What you need to do:
Go through the listing below and list every line with "this".

Data rows:
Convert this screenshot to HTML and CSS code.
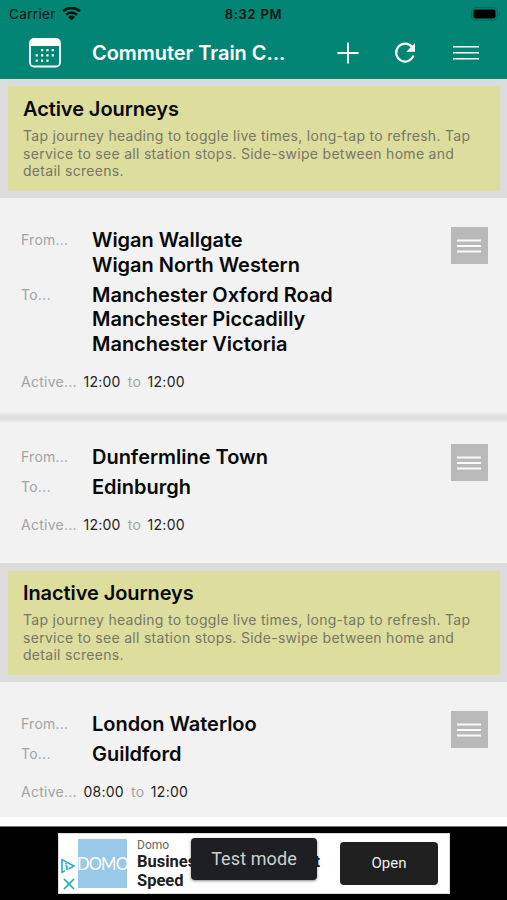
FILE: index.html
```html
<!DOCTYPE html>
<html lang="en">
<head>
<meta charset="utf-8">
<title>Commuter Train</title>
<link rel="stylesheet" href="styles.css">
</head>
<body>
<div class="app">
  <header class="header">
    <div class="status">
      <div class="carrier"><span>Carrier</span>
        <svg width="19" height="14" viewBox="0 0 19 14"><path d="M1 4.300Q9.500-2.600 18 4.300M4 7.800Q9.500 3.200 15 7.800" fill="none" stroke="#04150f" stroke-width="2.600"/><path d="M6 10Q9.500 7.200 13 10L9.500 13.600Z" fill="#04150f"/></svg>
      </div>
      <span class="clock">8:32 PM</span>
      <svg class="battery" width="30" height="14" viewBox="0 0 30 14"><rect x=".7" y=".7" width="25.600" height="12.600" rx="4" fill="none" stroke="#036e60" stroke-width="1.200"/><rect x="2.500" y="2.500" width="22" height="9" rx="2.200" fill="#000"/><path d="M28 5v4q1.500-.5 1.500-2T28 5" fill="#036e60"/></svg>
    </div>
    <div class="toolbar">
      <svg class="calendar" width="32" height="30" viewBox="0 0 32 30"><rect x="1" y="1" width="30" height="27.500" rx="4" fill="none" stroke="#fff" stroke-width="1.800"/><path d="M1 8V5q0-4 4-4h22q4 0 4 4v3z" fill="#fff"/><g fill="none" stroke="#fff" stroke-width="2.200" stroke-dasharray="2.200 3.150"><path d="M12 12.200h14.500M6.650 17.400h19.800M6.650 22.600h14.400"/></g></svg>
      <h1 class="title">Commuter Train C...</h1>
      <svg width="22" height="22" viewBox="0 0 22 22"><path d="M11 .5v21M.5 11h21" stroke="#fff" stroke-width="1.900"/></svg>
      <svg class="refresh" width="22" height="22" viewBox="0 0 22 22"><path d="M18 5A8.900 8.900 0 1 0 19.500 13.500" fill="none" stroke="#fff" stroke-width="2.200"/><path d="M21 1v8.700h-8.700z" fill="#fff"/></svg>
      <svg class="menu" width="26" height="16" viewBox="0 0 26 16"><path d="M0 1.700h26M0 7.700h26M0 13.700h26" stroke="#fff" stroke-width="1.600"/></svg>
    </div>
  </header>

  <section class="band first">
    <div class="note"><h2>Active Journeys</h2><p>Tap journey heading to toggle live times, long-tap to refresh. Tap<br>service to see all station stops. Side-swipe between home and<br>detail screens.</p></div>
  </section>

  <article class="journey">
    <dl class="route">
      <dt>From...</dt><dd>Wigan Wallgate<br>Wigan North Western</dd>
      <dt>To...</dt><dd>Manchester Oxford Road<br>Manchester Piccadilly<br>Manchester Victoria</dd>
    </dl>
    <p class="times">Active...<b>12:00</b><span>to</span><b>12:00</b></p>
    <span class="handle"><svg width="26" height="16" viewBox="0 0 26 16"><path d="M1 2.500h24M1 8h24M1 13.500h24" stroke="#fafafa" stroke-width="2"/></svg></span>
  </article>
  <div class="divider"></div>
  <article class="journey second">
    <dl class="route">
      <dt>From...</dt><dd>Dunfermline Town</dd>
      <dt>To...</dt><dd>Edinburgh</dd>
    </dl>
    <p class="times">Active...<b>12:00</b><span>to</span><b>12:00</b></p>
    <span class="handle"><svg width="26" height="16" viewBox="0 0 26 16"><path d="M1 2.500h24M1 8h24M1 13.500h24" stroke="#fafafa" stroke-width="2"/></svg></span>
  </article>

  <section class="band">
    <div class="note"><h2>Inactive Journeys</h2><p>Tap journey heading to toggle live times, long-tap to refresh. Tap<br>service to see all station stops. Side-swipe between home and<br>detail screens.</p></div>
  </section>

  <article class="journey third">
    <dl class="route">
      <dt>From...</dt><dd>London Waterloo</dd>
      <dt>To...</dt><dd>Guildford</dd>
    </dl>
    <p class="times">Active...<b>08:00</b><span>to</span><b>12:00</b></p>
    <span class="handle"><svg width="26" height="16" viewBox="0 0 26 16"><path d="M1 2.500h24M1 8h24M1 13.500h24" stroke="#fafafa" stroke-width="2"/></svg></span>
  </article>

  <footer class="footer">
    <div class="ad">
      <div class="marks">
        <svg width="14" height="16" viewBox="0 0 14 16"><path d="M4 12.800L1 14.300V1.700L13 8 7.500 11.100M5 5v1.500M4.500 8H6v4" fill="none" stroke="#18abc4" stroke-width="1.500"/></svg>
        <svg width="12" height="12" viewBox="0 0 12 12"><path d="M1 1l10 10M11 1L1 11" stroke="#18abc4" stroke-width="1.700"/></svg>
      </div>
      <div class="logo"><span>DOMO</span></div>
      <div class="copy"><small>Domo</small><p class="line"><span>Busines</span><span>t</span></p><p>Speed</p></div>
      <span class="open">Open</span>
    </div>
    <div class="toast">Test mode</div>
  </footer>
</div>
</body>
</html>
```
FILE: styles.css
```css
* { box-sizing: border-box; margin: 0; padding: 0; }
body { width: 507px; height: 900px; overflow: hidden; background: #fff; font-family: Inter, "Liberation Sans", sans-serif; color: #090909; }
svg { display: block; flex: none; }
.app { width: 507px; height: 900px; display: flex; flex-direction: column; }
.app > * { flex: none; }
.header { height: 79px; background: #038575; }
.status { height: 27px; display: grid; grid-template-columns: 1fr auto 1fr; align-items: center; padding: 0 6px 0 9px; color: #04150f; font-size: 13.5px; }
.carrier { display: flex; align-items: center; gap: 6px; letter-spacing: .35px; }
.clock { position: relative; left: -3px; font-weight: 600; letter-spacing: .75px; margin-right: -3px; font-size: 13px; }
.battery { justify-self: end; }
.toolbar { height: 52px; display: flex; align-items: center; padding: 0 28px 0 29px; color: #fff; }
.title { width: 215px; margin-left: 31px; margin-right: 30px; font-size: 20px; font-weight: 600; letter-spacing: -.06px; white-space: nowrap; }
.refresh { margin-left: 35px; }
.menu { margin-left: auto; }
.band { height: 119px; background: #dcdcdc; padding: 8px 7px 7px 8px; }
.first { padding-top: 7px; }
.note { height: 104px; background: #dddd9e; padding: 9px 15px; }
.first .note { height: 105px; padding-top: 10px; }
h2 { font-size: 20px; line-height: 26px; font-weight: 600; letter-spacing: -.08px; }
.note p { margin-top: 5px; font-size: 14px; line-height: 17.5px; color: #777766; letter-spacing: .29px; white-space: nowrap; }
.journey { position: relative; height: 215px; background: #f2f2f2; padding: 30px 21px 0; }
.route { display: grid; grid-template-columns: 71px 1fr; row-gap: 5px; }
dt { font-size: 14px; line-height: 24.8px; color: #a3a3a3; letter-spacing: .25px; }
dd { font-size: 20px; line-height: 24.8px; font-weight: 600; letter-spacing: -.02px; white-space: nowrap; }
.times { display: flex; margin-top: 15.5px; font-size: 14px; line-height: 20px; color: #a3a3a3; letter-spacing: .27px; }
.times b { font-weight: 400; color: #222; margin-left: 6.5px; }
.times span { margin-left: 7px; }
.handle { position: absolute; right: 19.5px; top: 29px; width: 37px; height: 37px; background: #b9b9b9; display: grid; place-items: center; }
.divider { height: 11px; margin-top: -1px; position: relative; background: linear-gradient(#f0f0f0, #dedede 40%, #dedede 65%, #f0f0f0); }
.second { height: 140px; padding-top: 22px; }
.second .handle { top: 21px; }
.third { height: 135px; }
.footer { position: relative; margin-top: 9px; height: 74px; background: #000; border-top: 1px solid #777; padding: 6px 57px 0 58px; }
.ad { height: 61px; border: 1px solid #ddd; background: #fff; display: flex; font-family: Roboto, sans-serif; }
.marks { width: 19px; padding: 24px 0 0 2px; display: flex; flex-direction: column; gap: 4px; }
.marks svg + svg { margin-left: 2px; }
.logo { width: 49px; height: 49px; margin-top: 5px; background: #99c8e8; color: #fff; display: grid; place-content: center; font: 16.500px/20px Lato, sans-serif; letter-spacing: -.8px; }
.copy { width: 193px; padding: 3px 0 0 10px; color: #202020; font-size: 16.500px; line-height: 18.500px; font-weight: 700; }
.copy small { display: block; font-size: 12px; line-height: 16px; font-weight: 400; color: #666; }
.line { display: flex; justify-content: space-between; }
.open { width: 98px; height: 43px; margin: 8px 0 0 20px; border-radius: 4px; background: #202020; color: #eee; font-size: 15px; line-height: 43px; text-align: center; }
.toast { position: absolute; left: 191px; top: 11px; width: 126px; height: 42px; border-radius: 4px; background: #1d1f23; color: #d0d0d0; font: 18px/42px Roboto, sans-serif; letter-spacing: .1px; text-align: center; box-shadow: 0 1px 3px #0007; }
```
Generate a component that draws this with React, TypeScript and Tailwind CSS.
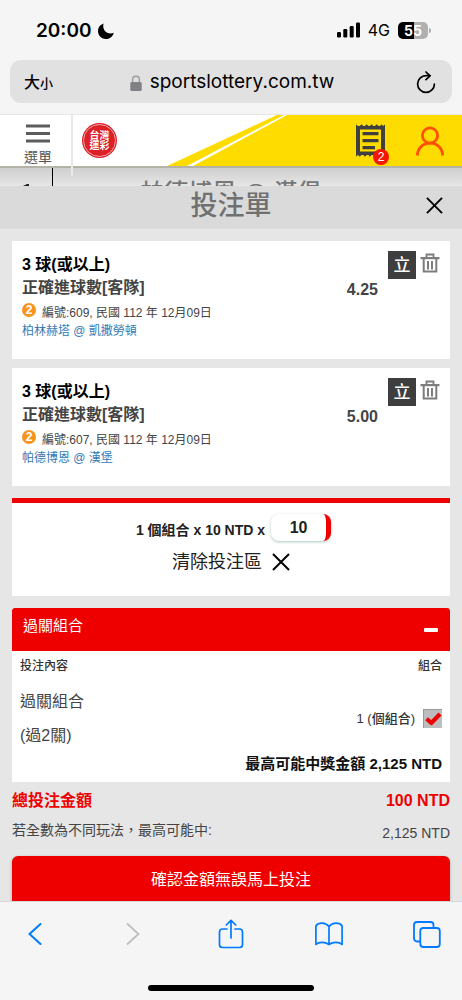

Response below:
Convert this screenshot to HTML and CSS code.
Generate a component that draws this with React, TypeScript and Tailwind CSS.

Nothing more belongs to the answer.